## Directions for this task
Skip the pictures. Reproduce all other material exactly.

** Begin **

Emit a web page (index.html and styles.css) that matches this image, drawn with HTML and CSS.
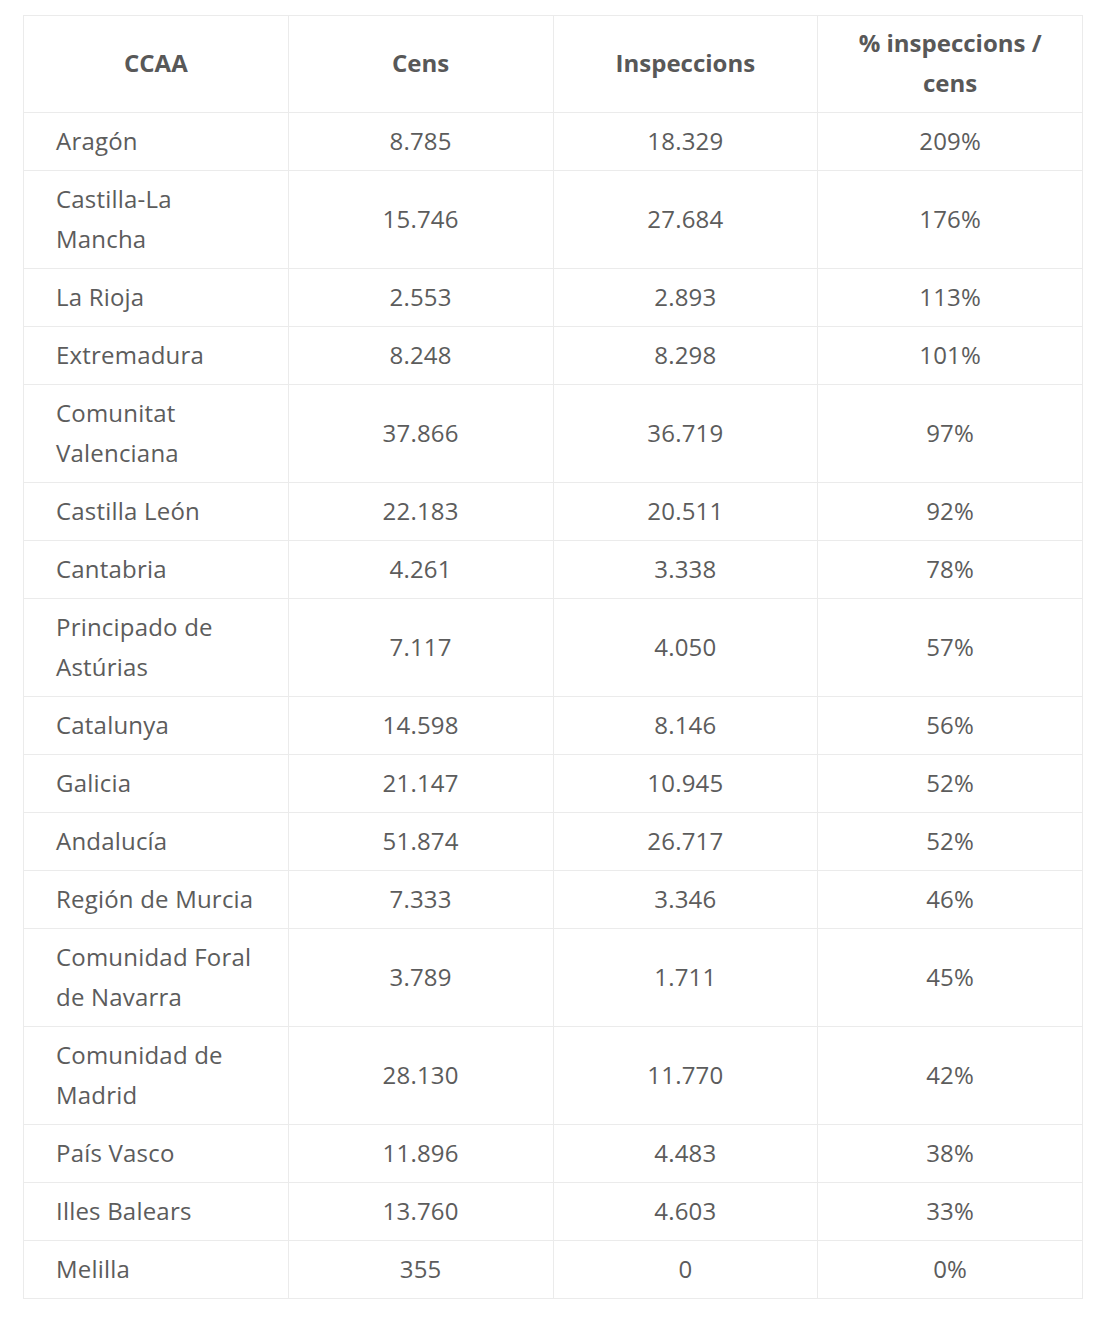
FILE: index.html
```html
<!DOCTYPE html>
<html lang="ca">
<head>
<meta charset="utf-8">
<link rel="stylesheet" href="styles.css">
</head>
<body>
<div class="wrap">
<table class="data">
<thead>
<tr><th>CCAA</th><th>Cens</th><th>Inspeccions</th><th>% inspeccions / cens</th></tr>
</thead>
<tbody>
<tr><td>Aragón</td><td>8.785</td><td>18.329</td><td>209%</td></tr>
<tr><td>Castilla-La Mancha</td><td>15.746</td><td>27.684</td><td>176%</td></tr>
<tr><td>La Rioja</td><td>2.553</td><td>2.893</td><td>113%</td></tr>
<tr><td>Extremadura</td><td>8.248</td><td>8.298</td><td>101%</td></tr>
<tr><td>Comunitat Valenciana</td><td>37.866</td><td>36.719</td><td>97%</td></tr>
<tr><td>Castilla León</td><td>22.183</td><td>20.511</td><td>92%</td></tr>
<tr><td>Cantabria</td><td>4.261</td><td>3.338</td><td>78%</td></tr>
<tr><td>Principado de Astúrias</td><td>7.117</td><td>4.050</td><td>57%</td></tr>
<tr><td>Catalunya</td><td>14.598</td><td>8.146</td><td>56%</td></tr>
<tr><td>Galicia</td><td>21.147</td><td>10.945</td><td>52%</td></tr>
<tr><td>Andalucía</td><td>51.874</td><td>26.717</td><td>52%</td></tr>
<tr><td>Región de Murcia</td><td>7.333</td><td>3.346</td><td>46%</td></tr>
<tr><td>Comunidad Foral de Navarra</td><td>3.789</td><td>1.711</td><td>45%</td></tr>
<tr><td>Comunidad de Madrid</td><td>28.130</td><td>11.770</td><td>42%</td></tr>
<tr><td>País Vasco</td><td>11.896</td><td>4.483</td><td>38%</td></tr>
<tr><td>Illes Balears</td><td>13.760</td><td>4.603</td><td>33%</td></tr>
<tr><td>Melilla</td><td>355</td><td>0</td><td>0%</td></tr>
</tbody>
</table>
</div>
</body>
</html>
```

FILE: styles.css
```css
html, body {
  margin: 0;
  padding: 0;
  background: #ffffff;
}
.wrap {
  padding: 15px 0 0 23px;
}
.data {
  width: 1060px;
  table-layout: fixed;
  border-collapse: collapse;
  font-family: "Open Sans", "Liberation Sans", sans-serif;
  font-size: 24px;
  line-height: 40px;
  color: #5c5c5c;
}
.data th,
.data td {
  width: 25%;
  border: 1px solid #ebebeb;
  text-align: center;
  vertical-align: middle;
}
.data td {
  padding: 7.5px 32px 9.5px;
  letter-spacing: 0.2px;
}
.data th {
  padding: 7px 32px 9px;
  font-weight: 700;
  color: #585858;
}
.data td:first-child {
  text-align: left;
}
```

** End **

## Written solution
Emit a web page (index.html and styles.css) that matches this image, drawn with HTML and CSS.
FILE: index.html
```html
<!DOCTYPE html>
<html lang="ca">
<head>
<meta charset="utf-8">
<link rel="stylesheet" href="styles.css">
</head>
<body>
<div class="wrap">
<table class="data">
<thead>
<tr><th>CCAA</th><th>Cens</th><th>Inspeccions</th><th>% inspeccions / cens</th></tr>
</thead>
<tbody>
<tr><td>Aragón</td><td>8.785</td><td>18.329</td><td>209%</td></tr>
<tr><td>Castilla-La Mancha</td><td>15.746</td><td>27.684</td><td>176%</td></tr>
<tr><td>La Rioja</td><td>2.553</td><td>2.893</td><td>113%</td></tr>
<tr><td>Extremadura</td><td>8.248</td><td>8.298</td><td>101%</td></tr>
<tr><td>Comunitat Valenciana</td><td>37.866</td><td>36.719</td><td>97%</td></tr>
<tr><td>Castilla León</td><td>22.183</td><td>20.511</td><td>92%</td></tr>
<tr><td>Cantabria</td><td>4.261</td><td>3.338</td><td>78%</td></tr>
<tr><td>Principado de Astúrias</td><td>7.117</td><td>4.050</td><td>57%</td></tr>
<tr><td>Catalunya</td><td>14.598</td><td>8.146</td><td>56%</td></tr>
<tr><td>Galicia</td><td>21.147</td><td>10.945</td><td>52%</td></tr>
<tr><td>Andalucía</td><td>51.874</td><td>26.717</td><td>52%</td></tr>
<tr><td>Región de Murcia</td><td>7.333</td><td>3.346</td><td>46%</td></tr>
<tr><td>Comunidad Foral de Navarra</td><td>3.789</td><td>1.711</td><td>45%</td></tr>
<tr><td>Comunidad de Madrid</td><td>28.130</td><td>11.770</td><td>42%</td></tr>
<tr><td>País Vasco</td><td>11.896</td><td>4.483</td><td>38%</td></tr>
<tr><td>Illes Balears</td><td>13.760</td><td>4.603</td><td>33%</td></tr>
<tr><td>Melilla</td><td>355</td><td>0</td><td>0%</td></tr>
</tbody>
</table>
</div>
</body>
</html>
```

FILE: styles.css
```css
html, body {
  margin: 0;
  padding: 0;
  background: #ffffff;
}
.wrap {
  padding: 15px 0 0 23px;
}
.data {
  width: 1060px;
  table-layout: fixed;
  border-collapse: collapse;
  font-family: "Open Sans", "Liberation Sans", sans-serif;
  font-size: 24px;
  line-height: 40px;
  color: #5c5c5c;
}
.data th,
.data td {
  width: 25%;
  border: 1px solid #ebebeb;
  text-align: center;
  vertical-align: middle;
}
.data td {
  padding: 7.5px 32px 9.5px;
  letter-spacing: 0.2px;
}
.data th {
  padding: 7px 32px 9px;
  font-weight: 700;
  color: #585858;
}
.data td:first-child {
  text-align: left;
}
```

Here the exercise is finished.